The first thing I did was I joined the YMCA ‘Exercise to Music’ teacher’s course and started teaching aerobics. It was a tough market to crack and although I did get some work, it wasn’t enough and I soon realised that I would need to get a job to start earning some decent money. At this point I met another girl who moved here from India and she was learning Computers. At the time it was a good industry to go into so I joined a degree course in Brunel University and put all my efforts and commitment towards achieving a good grade.
At the same time I started temping as a PA during the day and was earning about £8 an hour. I was settling in quite well at this point…
In 1998 somehow managed to see a good I.T. job in Kensington while I was doing my degree in the evenings. At the time £30k a year was good money (at least for me!!). In 2000 I graduated from Brunel University with a First Class Honours degree (I had made myself and Romey very proud)!!

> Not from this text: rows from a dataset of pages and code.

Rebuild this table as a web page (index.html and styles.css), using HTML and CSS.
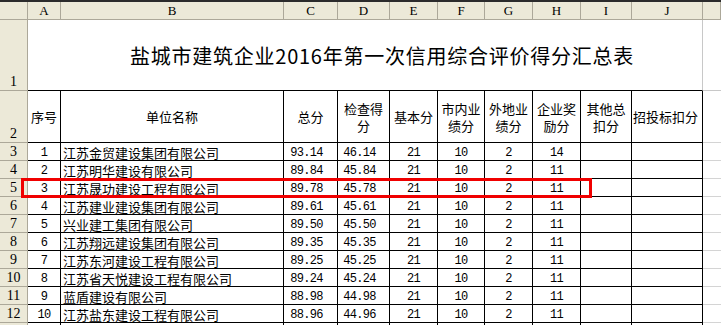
FILE: index.html
```html
<!DOCTYPE html>
<html lang="zh-CN">
<head>
<meta charset="utf-8">
<title>盐城市建筑企业2016年第一次信用综合评价得分汇总表</title>
<link rel="stylesheet" href="styles.css">
</head>
<body>
<div class="sheet">
  <div class="ch"></div>
  <div class="ch">A</div><div class="ch">B</div><div class="ch">C</div><div class="ch">D</div><div class="ch">E</div>
  <div class="ch">F</div><div class="ch">G</div><div class="ch">H</div><div class="ch">I</div><div class="ch">J</div><div class="ch"></div>

  <div class="rh">1</div>
  <div class="title">盐城市建筑企业2016年第一次信用综合评价得分汇总表</div>
  <div class="k k1"></div>

  <div class="rh">2</div>
  <div class="c hd">序号</div>
  <div class="c hd">单位名称</div>
  <div class="c hd">总分</div>
  <div class="c hd wrap"><span class="ln">检查得</span><span class="ln">分</span></div>
  <div class="c hd">基本分</div>
  <div class="c hd wrap"><span class="ln">市内业</span><span class="ln">绩分</span></div>
  <div class="c hd wrap"><span class="ln">外地业</span><span class="ln">绩分</span></div>
  <div class="c hd wrap"><span class="ln">企业奖</span><span class="ln">励分</span></div>
  <div class="c hd wrap"><span class="ln">其他总</span><span class="ln">扣分</span></div>
  <div class="c hd left">招投标扣分</div>
  <div class="k"></div>

  <div class="rh">3</div><div class="c n">1</div><div class="c name">江苏金贸建设集团有限公司</div><div class="c n s">93.14</div><div class="c n s">46.14</div><div class="c n">21</div><div class="c n">10</div><div class="c n">2</div><div class="c n">14</div><div class="c"></div><div class="c"></div><div class="k"></div>
  <div class="rh">4</div><div class="c n">2</div><div class="c name">江苏明华建设有限公司</div><div class="c n s">89.84</div><div class="c n s">45.84</div><div class="c n">21</div><div class="c n">10</div><div class="c n">2</div><div class="c n">11</div><div class="c"></div><div class="c"></div><div class="k"></div>
  <div class="rh">5</div><div class="c n">3</div><div class="c name">江苏晟功建设工程有限公司</div><div class="c n s">89.78</div><div class="c n s">45.78</div><div class="c n">21</div><div class="c n">10</div><div class="c n">2</div><div class="c n">11</div><div class="c"></div><div class="c"></div><div class="k"></div>
  <div class="rh">6</div><div class="c n">4</div><div class="c name">江苏建业建设集团有限公司</div><div class="c n s">89.61</div><div class="c n s">45.61</div><div class="c n">21</div><div class="c n">10</div><div class="c n">2</div><div class="c n">11</div><div class="c"></div><div class="c"></div><div class="k"></div>
  <div class="rh">7</div><div class="c n">5</div><div class="c name">兴业建工集团有限公司</div><div class="c n s">89.50</div><div class="c n s">45.50</div><div class="c n">21</div><div class="c n">10</div><div class="c n">2</div><div class="c n">11</div><div class="c"></div><div class="c"></div><div class="k"></div>
  <div class="rh">8</div><div class="c n">6</div><div class="c name">江苏翔远建设集团有限公司</div><div class="c n s">89.35</div><div class="c n s">45.35</div><div class="c n">21</div><div class="c n">10</div><div class="c n">2</div><div class="c n">11</div><div class="c"></div><div class="c"></div><div class="k"></div>
  <div class="rh">9</div><div class="c n">7</div><div class="c name">江苏东河建设工程有限公司</div><div class="c n s">89.25</div><div class="c n s">45.25</div><div class="c n">21</div><div class="c n">10</div><div class="c n">2</div><div class="c n">11</div><div class="c"></div><div class="c"></div><div class="k"></div>
  <div class="rh">10</div><div class="c n">8</div><div class="c name">江苏省天悦建设工程有限公司</div><div class="c n s">89.24</div><div class="c n s">45.24</div><div class="c n">21</div><div class="c n">10</div><div class="c n">2</div><div class="c n">11</div><div class="c"></div><div class="c"></div><div class="k"></div>
  <div class="rh">11</div><div class="c n">9</div><div class="c name">蓝盾建设有限公司</div><div class="c n s">88.98</div><div class="c n s">44.98</div><div class="c n">21</div><div class="c n">10</div><div class="c n">2</div><div class="c n">11</div><div class="c"></div><div class="c"></div><div class="k"></div>
  <div class="rh">12</div><div class="c n">10</div><div class="c name">江苏盐东建设工程有限公司</div><div class="c n s">88.96</div><div class="c n s">44.96</div><div class="c n">21</div><div class="c n">10</div><div class="c n">2</div><div class="c n">11</div><div class="c"></div><div class="c"></div><div class="k"></div>
  <div class="rh"></div><div class="c"></div><div class="c"></div><div class="c"></div><div class="c"></div><div class="c"></div><div class="c"></div><div class="c"></div><div class="c"></div><div class="c"></div><div class="c"></div><div class="k"></div>

  <div class="mark"></div>
</div>
</body>
</html>
```

FILE: styles.css
```css
html, body {
  margin: 0;
  padding: 0;
  background: #fff;
  overflow: hidden;
}
* { box-sizing: border-box; }

.sheet {
  position: relative;
  display: grid;
  grid-template-columns: 28px 33px 223px 54px 52px 48px 47px 48px 48px 51px 71px 1fr;
  grid-template-rows: 18px 71px 52px repeat(11, 18px);
  border-top: 2px solid #2b2b2b;
  width: 721px;
  height: 325px;
  overflow: hidden;
  color: #000;
  font-family: "Noto Sans CJK SC", "Noto Sans CJK TC", sans-serif;
  font-size: 13px;
}

.ch {
  background: #ece9d8;
  border-right: 1px solid #aca899;
  border-bottom: 1px solid #aca899;
  font-family: "Liberation Serif", serif;
  font-size: 13px;
  line-height: 17px;
  text-align: center;
}

.rh {
  background: #ece9d8;
  border-right: 1px solid #aca899;
  border-bottom: 1px solid #aca899;
  font-family: "Liberation Serif", serif;
  font-size: 14px;
  display: flex;
  align-items: flex-end;
  justify-content: center;
  line-height: 15px;
  padding-bottom: 1px;
}

.title {
  grid-column: span 10;
  border-right: 1px solid #c8c8c8;
  border-bottom: 1px solid #000;
  display: flex;
  align-items: center;
  justify-content: center;
  padding-left: 34px;
  padding-top: 1px;
  font-size: 20px;
  letter-spacing: 0.75px;
}

.k { border-bottom: 1px solid #d4d4d4; }
.k1 { border-bottom-color: #c8c8c8; }

.c {
  border-right: 1px solid #000;
  border-bottom: 1px solid #000;
  line-height: 16px;
  padding-top: 1px;
  white-space: nowrap;
  overflow: hidden;
}

.hd {
  display: flex;
  align-items: center;
  justify-content: center;
  text-align: center;
  padding-top: 0;
  line-height: 17px;
}
.hd.wrap {
  flex-direction: column;
  padding-top: 1px;
}
.ln {
  display: block;
  height: 17px;
  line-height: 17px;
}
.hd.left { justify-content: flex-start; padding-left: 1px; }

.name {
  padding-left: 2px;
  padding-top: 2px;
}

.n {
  font-family: "Liberation Mono", monospace;
  font-size: 12px;
  letter-spacing: -0.7px;
  text-align: center;
  padding-top: 2px;
}
.n.s { padding-right: 8px; }

.mark {
  position: absolute;
  left: 21px;
  top: 176px;
  width: 571px;
  height: 20px;
  border: 3px solid #f00000;
}
```
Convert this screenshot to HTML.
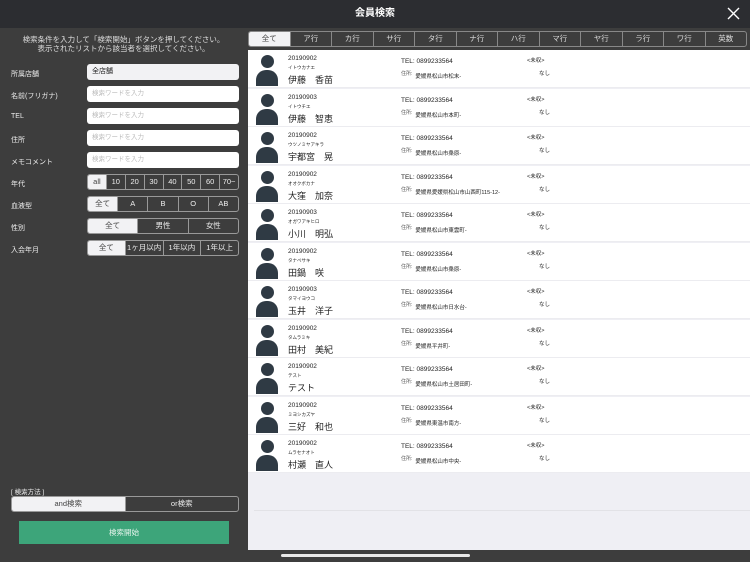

I became a bit more ambitious and in 2000 I moved to work for another I.T company…CMG now known as LOGICA.
All this while I was thinking of how I can start my own business as it’s always been my dream. During my maternity break with Rhea (my daughter) I went back to Mumbai for a few months as the winter months here were getting depressing. While I was there I decided to do a course in studying diamonds as my aim was to start selling diamond jewellery in London.
I managed to find a wholesale jeweller who gave me the goods on the premise that if I can’t sell them he would take them back at the original price I paid for it. I thought it was a low-risk strategy so when I came back I started my own business. I took part in a couple of jewellery exhibitions and did well for a start-up. The only problem was that I was trying to juggle too much and was not being able to do justice to the business.
I gave up too quickly (on hindsight) and then a year later returned all the unsold goods back and closed down the business.